Objective
Using the material that follows, identify and copy each line with the string "React".

Task input
^^^^^^^^

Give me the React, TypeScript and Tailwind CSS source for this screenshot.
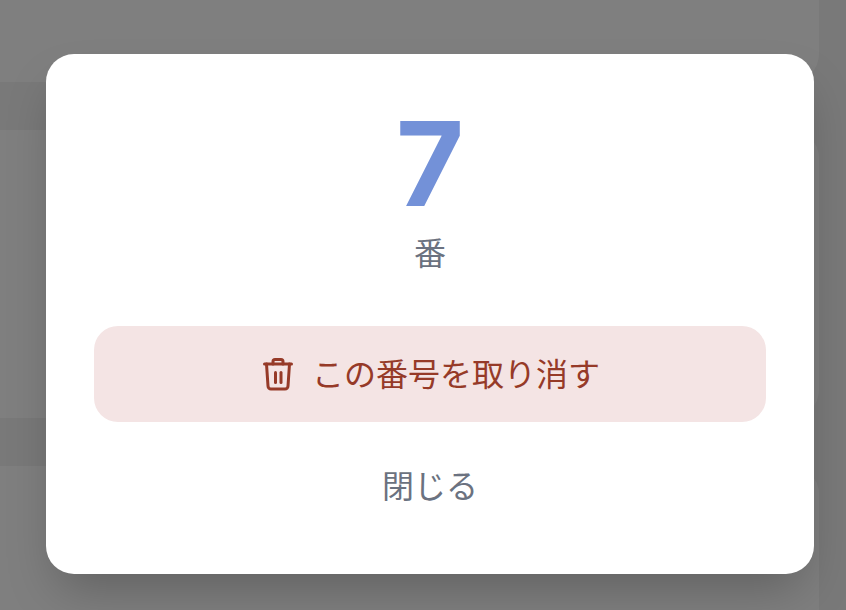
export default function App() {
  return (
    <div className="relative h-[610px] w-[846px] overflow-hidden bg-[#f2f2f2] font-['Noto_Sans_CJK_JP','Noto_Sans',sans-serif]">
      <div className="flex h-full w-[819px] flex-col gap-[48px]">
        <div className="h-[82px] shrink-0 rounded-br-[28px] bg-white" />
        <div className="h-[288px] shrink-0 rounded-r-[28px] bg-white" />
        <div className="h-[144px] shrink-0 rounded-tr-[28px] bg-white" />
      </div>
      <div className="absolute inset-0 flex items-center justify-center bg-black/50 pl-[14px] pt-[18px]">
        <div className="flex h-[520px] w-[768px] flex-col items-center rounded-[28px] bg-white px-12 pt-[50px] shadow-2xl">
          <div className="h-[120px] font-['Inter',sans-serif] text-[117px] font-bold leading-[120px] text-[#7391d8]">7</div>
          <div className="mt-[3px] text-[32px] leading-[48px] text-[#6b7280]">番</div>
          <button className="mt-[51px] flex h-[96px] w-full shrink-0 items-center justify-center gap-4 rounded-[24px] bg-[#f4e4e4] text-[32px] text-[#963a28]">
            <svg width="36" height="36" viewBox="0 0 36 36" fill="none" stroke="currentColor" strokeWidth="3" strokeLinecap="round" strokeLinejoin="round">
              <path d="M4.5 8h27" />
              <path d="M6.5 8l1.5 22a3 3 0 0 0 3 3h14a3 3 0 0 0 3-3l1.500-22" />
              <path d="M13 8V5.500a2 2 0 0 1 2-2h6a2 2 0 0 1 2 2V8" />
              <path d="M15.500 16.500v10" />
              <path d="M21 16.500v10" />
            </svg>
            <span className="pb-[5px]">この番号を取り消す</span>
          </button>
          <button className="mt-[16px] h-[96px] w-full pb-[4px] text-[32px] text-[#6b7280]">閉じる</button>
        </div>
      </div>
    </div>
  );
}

^^^^^^^^

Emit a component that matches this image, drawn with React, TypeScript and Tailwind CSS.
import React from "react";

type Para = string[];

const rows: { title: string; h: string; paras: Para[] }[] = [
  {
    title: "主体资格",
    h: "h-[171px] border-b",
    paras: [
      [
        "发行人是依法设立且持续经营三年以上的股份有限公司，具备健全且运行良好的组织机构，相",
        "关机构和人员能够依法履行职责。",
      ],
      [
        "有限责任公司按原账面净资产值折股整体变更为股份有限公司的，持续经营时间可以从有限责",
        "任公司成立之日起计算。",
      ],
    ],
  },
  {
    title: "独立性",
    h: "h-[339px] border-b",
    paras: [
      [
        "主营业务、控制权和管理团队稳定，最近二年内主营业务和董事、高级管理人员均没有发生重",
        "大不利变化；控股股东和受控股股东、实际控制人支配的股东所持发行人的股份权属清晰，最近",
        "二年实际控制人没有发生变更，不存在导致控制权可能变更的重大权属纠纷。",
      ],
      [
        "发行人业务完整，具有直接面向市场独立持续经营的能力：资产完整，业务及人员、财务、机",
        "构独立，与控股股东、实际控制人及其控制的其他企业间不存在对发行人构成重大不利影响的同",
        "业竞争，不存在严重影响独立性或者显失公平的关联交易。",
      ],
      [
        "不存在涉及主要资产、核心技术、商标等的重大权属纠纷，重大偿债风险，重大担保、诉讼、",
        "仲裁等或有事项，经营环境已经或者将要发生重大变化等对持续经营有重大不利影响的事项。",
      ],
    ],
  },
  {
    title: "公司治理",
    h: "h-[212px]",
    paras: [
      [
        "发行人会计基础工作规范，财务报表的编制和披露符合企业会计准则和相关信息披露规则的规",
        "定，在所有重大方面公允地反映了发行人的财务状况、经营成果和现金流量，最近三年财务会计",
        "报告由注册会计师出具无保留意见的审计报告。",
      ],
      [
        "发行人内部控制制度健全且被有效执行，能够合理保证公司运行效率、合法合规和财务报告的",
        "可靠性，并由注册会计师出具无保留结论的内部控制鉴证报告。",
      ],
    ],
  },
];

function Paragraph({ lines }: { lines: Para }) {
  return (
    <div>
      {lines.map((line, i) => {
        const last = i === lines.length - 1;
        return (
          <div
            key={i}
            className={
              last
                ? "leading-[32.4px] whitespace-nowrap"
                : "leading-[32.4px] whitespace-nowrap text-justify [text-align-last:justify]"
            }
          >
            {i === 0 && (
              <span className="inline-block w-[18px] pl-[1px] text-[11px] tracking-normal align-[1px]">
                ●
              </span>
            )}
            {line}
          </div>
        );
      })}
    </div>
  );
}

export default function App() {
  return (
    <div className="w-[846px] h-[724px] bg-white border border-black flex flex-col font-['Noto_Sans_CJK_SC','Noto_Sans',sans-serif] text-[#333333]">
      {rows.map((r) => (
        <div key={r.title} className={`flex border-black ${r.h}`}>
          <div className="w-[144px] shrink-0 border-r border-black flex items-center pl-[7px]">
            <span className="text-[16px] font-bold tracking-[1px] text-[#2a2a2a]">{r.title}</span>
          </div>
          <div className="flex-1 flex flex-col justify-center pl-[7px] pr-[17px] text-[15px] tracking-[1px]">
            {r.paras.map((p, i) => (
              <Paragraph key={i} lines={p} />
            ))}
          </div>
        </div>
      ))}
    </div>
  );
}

^^^^^^^^

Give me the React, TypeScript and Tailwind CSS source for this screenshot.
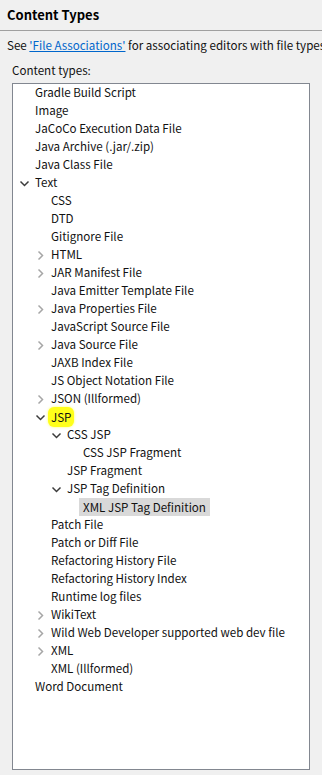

^^^^^^^^

Output of the exercise
Give me the React, TypeScript and Tailwind CSS source for this screenshot.
Emit a component that matches this image, drawn with React, TypeScript and Tailwind CSS.
import React from "react";
Give me the React, TypeScript and Tailwind CSS source for this screenshot.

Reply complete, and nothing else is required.